Il modello identitario è quello dell’italiano che con strumenti molto spesso scarsi e inadeguati riesce ad approntare un’indagine sorprendente per profondità, per acume dolce e implacabile, perché si nutre di amore per la vita e per l’esperienza.

Ennio Flaiano alle prese con la sceneggiatura-assemblaggio de La dolce vita. Cesare Zavattini e il racconto della sua Luzzara in Un paese. Curzio Malaparte e la cornice “pestilenziale” di Kaputt. Mario Bava e la costruzione di un intero pianeta, durante le riprese di Terrore nello spazio, praticamente con un’unica roccia di polistirolo spostata a mano e inquadrata da mille diverse angolazioni. Sergio Leone e la creazione di un West alternativo che riflette e mima epicamente la Resistenza italiana contro l’occupazione nazista in Giù la testa.

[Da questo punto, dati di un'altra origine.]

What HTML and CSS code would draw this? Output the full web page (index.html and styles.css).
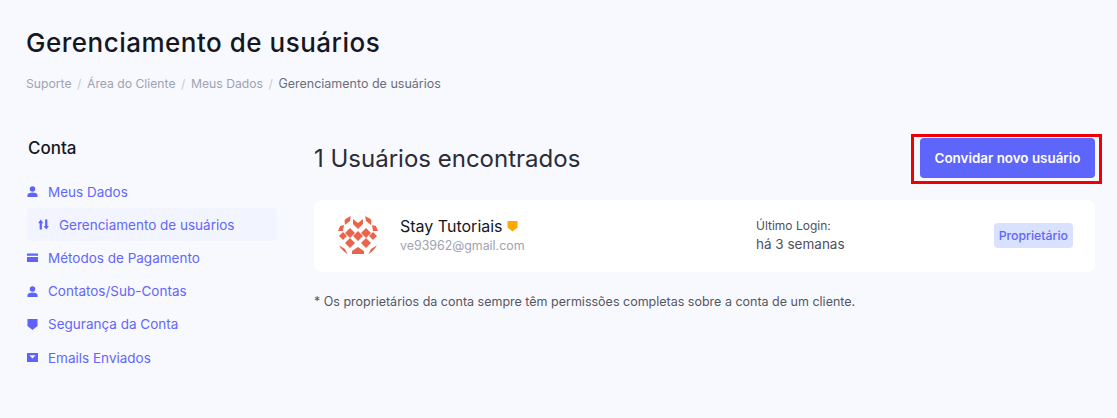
FILE: index.html
```html
<!DOCTYPE html>
<html lang="pt-BR">
<head>
    <meta charset="UTF-8">
    <meta name="viewport" content="width=device-width, initial-scale=1.0">
    <title>Gerenciamento de usuários</title>
    <link rel="stylesheet" href="styles.css">
</head>
<body>
    <!-- Page title and breadcrumb -->
    <header class="page-header">
        <h1>Gerenciamento de usuários</h1>
        <nav class="breadcrumb">
            <a href="#">Suporte</a><span class="sep">/</span>
            <a href="#">Área do Cliente</a><span class="sep">/</span>
            <a href="#">Meus Dados</a><span class="sep">/</span>
            <span class="current">Gerenciamento de usuários</span>
        </nav>
    </header>

    <div class="layout">
        <!-- Sidebar -->
        <aside class="sidebar">
            <h2>Conta</h2>
            <ul class="side-menu">
                <li>
                    <a href="#">
                        <svg class="icon" viewBox="0 0 12 12"><circle cx="6" cy="3.2" r="3"/><path d="M0.5 12V9.8C0.5 8 3 7 6 7s5.5 1 5.5 2.8V12z"/></svg>
                        Meus Dados
                    </a>
                </li>
                <li class="active">
                    <a href="#">
                        <svg class="icon" viewBox="0 0 12 12"><path d="M3 0.5 5.9 4.5H4.2v7H1.8v-7H0.1zM9 11.5 6.1 7.5h1.7v-7h2.4v7h1.7z"/></svg>
                        Gerenciamento de usuários
                    </a>
                </li>
                <li>
                    <a href="#">
                        <svg class="icon" viewBox="0 0 12 12"><path d="M0 1.5h12V4H0zM0 5.5h12V11H0z"/></svg>
                        Métodos de Pagamento
                    </a>
                </li>
                <li>
                    <a href="#">
                        <svg class="icon" viewBox="0 0 12 12"><circle cx="6" cy="3.2" r="3"/><path d="M0.5 12V9.8C0.5 8 3 7 6 7s5.5 1 5.5 2.8V12z"/></svg>
                        Contatos/Sub-Contas
                    </a>
                </li>
                <li>
                    <a href="#">
                        <svg class="icon" viewBox="0 0 12 12"><path d="M0.5 0h11v7.5L6 12 0.5 7.5z"/></svg>
                        Segurança da Conta
                    </a>
                </li>
                <li>
                    <a href="#">
                        <svg class="icon" viewBox="0 0 12 12"><path fill-rule="evenodd" d="M0 1h12v10H0zM2.5 3.5 6 7l3.5-3.5z"/></svg>
                        Emails Enviados
                    </a>
                </li>
            </ul>
        </aside>

        <!-- Users -->
        <main class="content">
            <div class="content-top">
                <h2>1 Usuários encontrados</h2>
                <div class="invite">
                    <button type="button">Convidar novo usuário</button>
                    <span class="highlight"></span>
                </div>
            </div>

            <div class="user-card">
                <svg class="avatar" viewBox="0 0 42 42">
                    <defs><clipPath id="avatarClip"><circle cx="21" cy="21" r="21"/></clipPath></defs>
                    <g clip-path="url(#avatarClip)">
                        <!-- checker of diamonds -->
                        <path d="M21 16 26 21 21 26 16 21z"/>
                        <path d="M13 13 18 18 13 23 8 18z"/>
                        <path d="M29 13 34 18 29 23 24 18z"/>
                        <path d="M13 23 18 28 13 33 8 28z"/>
                        <path d="M29 23 34 28 29 33 24 28z"/>
                        <path d="M6 17 10 21 6 25 2 21z"/>
                        <path d="M36 17 40 21 36 25 32 21z"/>
                        <!-- top crown -->
                        <path d="M16 4 21 8 26 4 26 9 21 14 16 9z"/>
                        <!-- upper wedges -->
                        <path d="M7 0H14L13 6 8 10z"/>
                        <path d="M35 0H28L29 6 34 10z"/>
                        <path d="M3 11 7 10 6 16 1 16z"/>
                        <path d="M39 11 35 10 36 16 41 16z"/>
                        <!-- bottom -->
                        <path d="M15 36 21 32 27 36 27 39H15z"/>
                        <path d="M0 29 8 34 12 42H3z"/>
                        <path d="M42 29 34 34 30 42H39z"/>
                    </g>
                </svg>
                <div class="user-info">
                    <div class="user-name">
                        Stay Tutoriais
                        <svg class="badge-icon" viewBox="0 0 12 12"><path d="M0.5 0.5h11v7L6 12 0.5 7.5z"/></svg>
                    </div>
                    <div class="user-email">ve93962@gmail.com</div>
                </div>
                <div class="user-login">
                    <div class="login-label">Último Login:</div>
                    <div class="login-value">há 3 semanas</div>
                </div>
                <span class="role">Proprietário</span>
            </div>

            <p class="note">* Os proprietários da conta sempre têm permissões completas sobre a conta de um cliente.</p>
        </main>
    </div>
</body>
</html>
```

FILE: styles.css
```css
/* General Reset */
* {
    margin: 0;
    padding: 0;
    box-sizing: border-box;
}
body {
    font-family: Inter, "Noto Sans", Arial, sans-serif;
    background-color: #f8f9ff;
    color: #14142b;
    height: 418px;
    overflow: hidden;
}
a, a:visited {
    color: inherit;
    text-decoration: none;
}
/* Page header */
.page-header {
    padding: 26px 0 0 26px;
}
.page-header h1 {
    font-size: 26px;
    line-height: 34px;
    font-weight: 500;
    letter-spacing: 0.5px;
    color: #15171f;
}
.breadcrumb {
    margin-top: 15px;
    font-size: 12.2px;
    line-height: 18px;
    color: #a0a3af;
    display: flex;
}
.breadcrumb .sep {
    margin: 0 5.5px;
    color: #c8cad2;
}
.breadcrumb .current {
    font-size: 12.5px;
    color: #6b6e78;
}
/* Layout */
.layout {
    display: flex;
    padding: 0 22px 0 27px;
    margin-top: 35px;
}
/* Sidebar */
.sidebar {
    width: 250px;
    flex-shrink: 0;
    padding-top: 8px;
}
.sidebar h2 {
    font-size: 17px;
    line-height: 24px;
    font-weight: 500;
    color: #15171f;
    margin-left: 1px;
    margin-bottom: 15px;
}
.side-menu {
    list-style: none;
}
.side-menu li {
    height: 33.2px;
}
.side-menu li a {
    display: flex;
    align-items: center;
    gap: 10px;
    height: 100%;
    font-size: 13.5px;
    color: #6366fb;
}
.side-menu li.active {
    background-color: #f2f5ff;
    border-radius: 4px;
    padding-left: 11px;
}
.icon {
    width: 11px;
    height: 11px;
    fill: #5f63fb;
    flex-shrink: 0;
}
/* Content */
.content {
    flex: 1;
    margin-left: 37px;
    padding-top: 10px;
}
.content-top {
    display: flex;
    justify-content: space-between;
    align-items: center;
    height: 40px;
}
.content-top h2 {
    font-size: 24px;
    font-weight: 400;
    color: #2a2c36;
}
.invite {
    position: relative;
}
.invite button {
    display: block;
    width: 175px;
    height: 40px;
    background-color: #5d65fb;
    border: none;
    border-radius: 4px;
    color: #fff;
    font-family: inherit;
    font-size: 13.4px;
    font-weight: 600;
    cursor: pointer;
}
/* Red box around the button */
.highlight {
    position: absolute;
    top: -4px;
    left: -9px;
    width: 191px;
    height: 50px;
    border: 3px solid #f00000;
    pointer-events: none;
}
/* User card */
.user-card {
    display: flex;
    align-items: center;
    height: 72px;
    margin-top: 22px;
    padding: 0 22px 0 23px;
    background-color: #fff;
    border-radius: 8px;
}
.avatar {
    width: 42px;
    height: 42px;
    fill: #e8644a;
    flex-shrink: 0;
}
.user-info {
    margin-left: 21px;
    width: 356px;
    padding-bottom: 3px;
}
.user-name {
    display: flex;
    align-items: center;
    gap: 4px;
    font-size: 16px;
    line-height: 22px;
    color: #15171f;
}
.badge-icon {
    width: 11px;
    height: 12px;
    fill: #ffa800;
}
.user-email {
    font-size: 12.4px;
    line-height: 18px;
    color: #a0a3af;
}
.user-login {
    flex: 1;
    line-height: 19px;
    padding-bottom: 2px;
    color: #4e505c;
}
.login-label {
    font-size: 12px;
}
.login-value {
    font-size: 13.5px;
}
.role {
    background-color: #d8e2ff;
    color: #6366fb;
    border-radius: 4px;
    font-size: 12.3px;
    line-height: 25px;
    padding: 0 5px;
    margin-bottom: 1px;
    font-weight: 500;
}
.note {
    margin-top: 21px;
    font-size: 12.5px;
    line-height: 18px;
    color: #55575f;
}
```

E proprio quando sembra che questo italiano spericolato, furbo e chiacchierone stia per perdere definitivamente l’equilibrio e crollare, precipitando nel buco nero del disastro e dell’autocommiserazione, ecco che ridacchiando assesta un colpo da maestro al cuore stesso della realtà.

Nella storia d’Italia degli ultimi otto-nove secoli ci sono stati innumerevoli momenti di crisi, devastazione, declino, smarrimento: anzi, se proprio la vogliamo dire tutta sono i momenti “ricostruttivi” (e propositivi: Rinascimento, Risorgimento, Neorealismo) a costituire le eccezioni alla regola. Ma la nostra regola è trovarci in un disastro che ogni volta sembra senza precedenti e irrimediabile. Il nostro è il posto più devastato della storia, materialmente e psichicamente.

Il Manierismo e il Barocco nascono da traumi collettivi giganteschi (1527). Due mesi fa sono entrato dopo tantissimo tempo a Sant’Ivo alla Sapienza, e mi sono accorto – o penso di essermi accorto – di una cosa che non avevo mai colto. Sant’Ivo (forse la più bella architettura di tutti i tempi) dall’esterno, dalla strada non lascia sospettare nulla di ciò che c’è dentro. Noi ci troviamo davanti a un muro rossastro, piatto, anonimo, il più anonimo che si possa immaginare; all’interno, Borromini ha costruito questo spazio fantastico, questo spettacolo, questa incredibile simulazione di pietra. Che rivela una sorta di “gloria del fallimento”, molto italiana – che non ha assolutamente nulla a che vedere con il compiacimento del declino e con l’autocommiserazione. Una gloria che attraversa i secoli, gli stili e le forme espressive (è la stessa di 8 e ½, per intenderci): “quello è lo spazio pubblico, lo spazio della strada, lo spazio della politica in cui io artista non posso intervenire (perché so quello che mi succederà se lo faccio, conosco le conseguenze); però, all’interno di questo spazio separato, di questa sorta di eterotopia che è lo spazio della cultura e dell’arte, accetto le condizioni del fallimento e vi faccio vedere quello che è possibile costruire per voi”.

In questo c’è una parte importante, segreta e costante dell’identità italiana, da cui dovremmo ripartire.